▶ [What to do]:
All the entries need to be quoted exactly, apart from the pictures, which you should drop.

▶ [Records shown]:
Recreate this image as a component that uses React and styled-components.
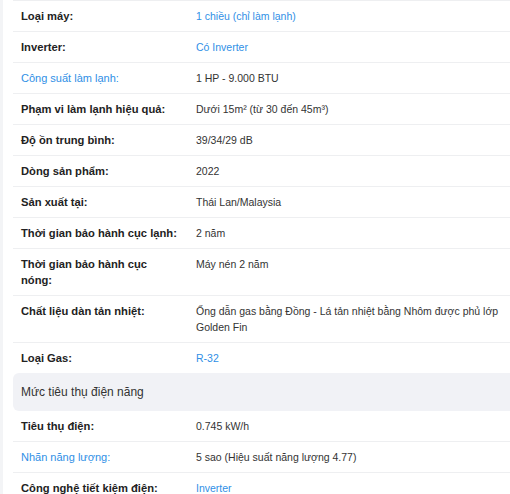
import React from "react";
import styled, { createGlobalStyle } from "styled-components";

const GlobalStyle = createGlobalStyle`
  html, body {
    margin: 0;
    padding: 0;
    background: #f3f4f6;
    font-family: "Liberation Sans", Arial, sans-serif;
    overflow: hidden;
  }
`;

const specs = [
  { label: "Loại máy:", value: "1 chiều (chỉ làm lạnh)", valueLink: true },
  { label: "Inverter:", value: "Có Inverter", valueLink: true },
  { label: "Công suất làm lạnh:", value: "1 HP - 9.000 BTU", labelLink: true },
  { label: "Phạm vi làm lạnh hiệu quả:", value: "Dưới 15m² (từ 30 đến 45m³)" },
  { label: "Độ ồn trung bình:", value: "39/34/29 dB" },
  { label: "Dòng sản phẩm:", value: "2022" },
  { label: "Sản xuất tại:", value: "Thái Lan/Malaysia" },
  { label: "Thời gian bảo hành cục lạnh:", value: "2 năm" },
  { label: "Thời gian bảo hành cục nóng:", value: "Máy nén 2 năm" },
  {
    label: "Chất liệu dàn tản nhiệt:",
    value:
      "Ống dẫn gas bằng Đồng - Lá tản nhiệt bằng Nhôm được phủ lớp Golden Fin",
  },
  { label: "Loại Gas:", value: "R-32", valueLink: true },
];

const power = [
  { label: "Tiêu thụ điện:", value: "0.745 kW/h" },
  {
    label: "Nhãn năng lượng:",
    value: "5 sao (Hiệu suất năng lượng 4.77)",
    labelLink: true,
  },
  { label: "Công nghệ tiết kiệm điện:", value: "Inverter", valueLink: true },
];

const App = () => {
  return (
    <>
      <GlobalStyle />
      <Panel>
        <SpecList>
          {specs.map((s) => (
            <SpecRow key={s.label}>
              <Label link={s.labelLink}>{s.label}</Label>
              <Value link={s.valueLink}>{s.value}</Value>
            </SpecRow>
          ))}
        </SpecList>
        <GroupTitle>Mức tiêu thụ điện năng</GroupTitle>
        <SpecList>
          {power.map((s) => (
            <SpecRow key={s.label}>
              <Label link={s.labelLink}>{s.label}</Label>
              <Value link={s.valueLink}>{s.value}</Value>
            </SpecRow>
          ))}
        </SpecList>
      </Panel>
    </>
  );
};

export default App;

const Panel = styled.div`
  margin-left: 3px;
  padding-left: 10px;
  width: 497px;
  height: 494px;
  background: #fff;
  overflow: hidden;
`;

const SpecList = styled.ul`
  list-style: none;
  margin: 0;
  padding: 0;

  &:first-child {
    border-top: 1px solid #eeeff1;
  }
`;

const SpecRow = styled.li`
  display: flex;
  border-bottom: 1px solid #eeeff1;
  line-height: 16px;

  &:last-child {
    border-bottom: none;
  }
`;

const Label = styled.div`
  flex: 0 0 175px;
  box-sizing: border-box;
  padding: 7px 9px 7px 8px;
  font-size: ${(p) => (p.link ? "11px" : "11.2px")};
  font-weight: ${(p) => (p.link ? 400 : 700)};
  color: ${(p) => (p.link ? "#2f8fe6" : "#222")};
`;

const Value = styled.div`
  flex: 1;
  padding: 7px 8px;
  font-size: 10.5px;
  color: ${(p) => (p.link ? "#2f8fe6" : "#333")};
`;

const GroupTitle = styled.div`
  height: 38px;
  display: flex;
  align-items: center;
  padding: 0 8px;
  background: #f1f2f6;
  border-radius: 6px 0 0 6px;
  font-size: 12px;
  color: #333;
`;
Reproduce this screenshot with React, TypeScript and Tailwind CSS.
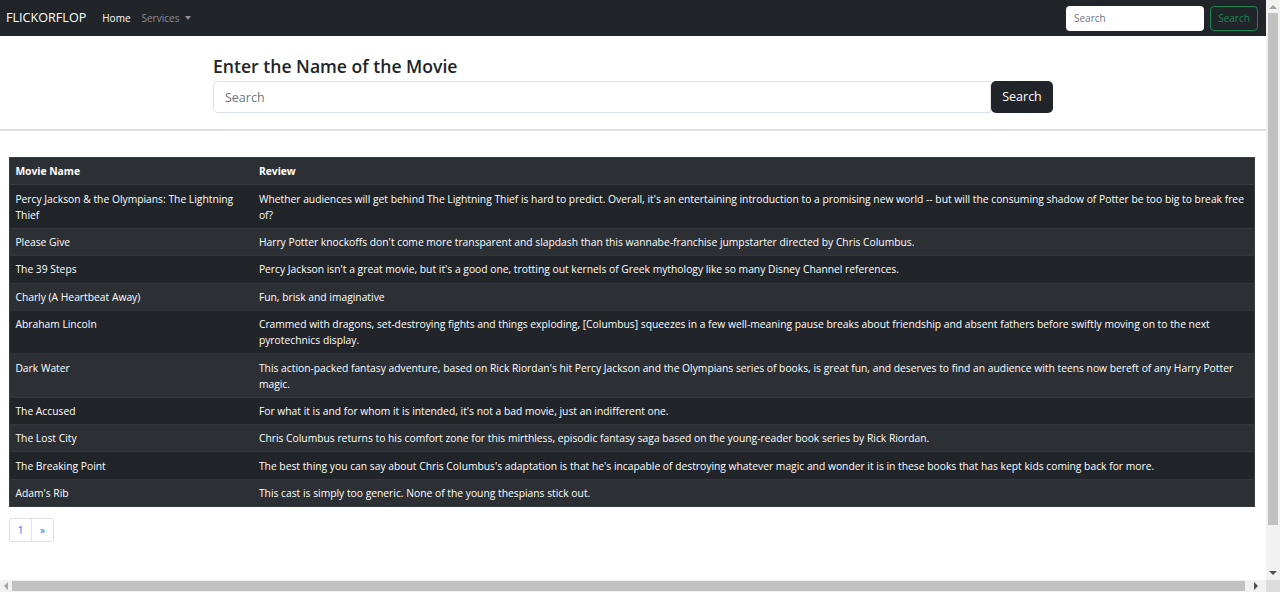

▶ [Full output]:
Recreate this image as a component that uses React and styled-components.
import React from "react";
import styled, { createGlobalStyle } from "styled-components";

const GlobalStyle = createGlobalStyle`
  html, body {
    margin: 0;
    padding: 0;
    background: #f3f4f6;
    font-family: "Liberation Sans", Arial, sans-serif;
    overflow: hidden;
  }
`;

const specs = [
  { label: "Loại máy:", value: "1 chiều (chỉ làm lạnh)", valueLink: true },
  { label: "Inverter:", value: "Có Inverter", valueLink: true },
  { label: "Công suất làm lạnh:", value: "1 HP - 9.000 BTU", labelLink: true },
  { label: "Phạm vi làm lạnh hiệu quả:", value: "Dưới 15m² (từ 30 đến 45m³)" },
  { label: "Độ ồn trung bình:", value: "39/34/29 dB" },
  { label: "Dòng sản phẩm:", value: "2022" },
  { label: "Sản xuất tại:", value: "Thái Lan/Malaysia" },
  { label: "Thời gian bảo hành cục lạnh:", value: "2 năm" },
  { label: "Thời gian bảo hành cục nóng:", value: "Máy nén 2 năm" },
  {
    label: "Chất liệu dàn tản nhiệt:",
    value:
      "Ống dẫn gas bằng Đồng - Lá tản nhiệt bằng Nhôm được phủ lớp Golden Fin",
  },
  { label: "Loại Gas:", value: "R-32", valueLink: true },
];

const power = [
  { label: "Tiêu thụ điện:", value: "0.745 kW/h" },
  {
    label: "Nhãn năng lượng:",
    value: "5 sao (Hiệu suất năng lượng 4.77)",
    labelLink: true,
  },
  { label: "Công nghệ tiết kiệm điện:", value: "Inverter", valueLink: true },
];

const App = () => {
  return (
    <>
      <GlobalStyle />
      <Panel>
        <SpecList>
          {specs.map((s) => (
            <SpecRow key={s.label}>
              <Label link={s.labelLink}>{s.label}</Label>
              <Value link={s.valueLink}>{s.value}</Value>
            </SpecRow>
          ))}
        </SpecList>
        <GroupTitle>Mức tiêu thụ điện năng</GroupTitle>
        <SpecList>
          {power.map((s) => (
            <SpecRow key={s.label}>
              <Label link={s.labelLink}>{s.label}</Label>
              <Value link={s.valueLink}>{s.value}</Value>
            </SpecRow>
          ))}
        </SpecList>
      </Panel>
    </>
  );
};

export default App;

const Panel = styled.div`
  margin-left: 3px;
  padding-left: 10px;
  width: 497px;
  height: 494px;
  background: #fff;
  overflow: hidden;
`;

const SpecList = styled.ul`
  list-style: none;
  margin: 0;
  padding: 0;

  &:first-child {
    border-top: 1px solid #eeeff1;
  }
`;

const SpecRow = styled.li`
  display: flex;
  border-bottom: 1px solid #eeeff1;
  line-height: 16px;

  &:last-child {
    border-bottom: none;
  }
`;

const Label = styled.div`
  flex: 0 0 175px;
  box-sizing: border-box;
  padding: 7px 9px 7px 8px;
  font-size: ${(p) => (p.link ? "11px" : "11.2px")};
  font-weight: ${(p) => (p.link ? 400 : 700)};
  color: ${(p) => (p.link ? "#2f8fe6" : "#222")};
`;

const Value = styled.div`
  flex: 1;
  padding: 7px 8px;
  font-size: 10.5px;
  color: ${(p) => (p.link ? "#2f8fe6" : "#333")};
`;

const GroupTitle = styled.div`
  height: 38px;
  display: flex;
  align-items: center;
  padding: 0 8px;
  background: #f1f2f6;
  border-radius: 6px 0 0 6px;
  font-size: 12px;
  color: #333;
`;
Reproduce this screenshot with React, TypeScript and Tailwind CSS.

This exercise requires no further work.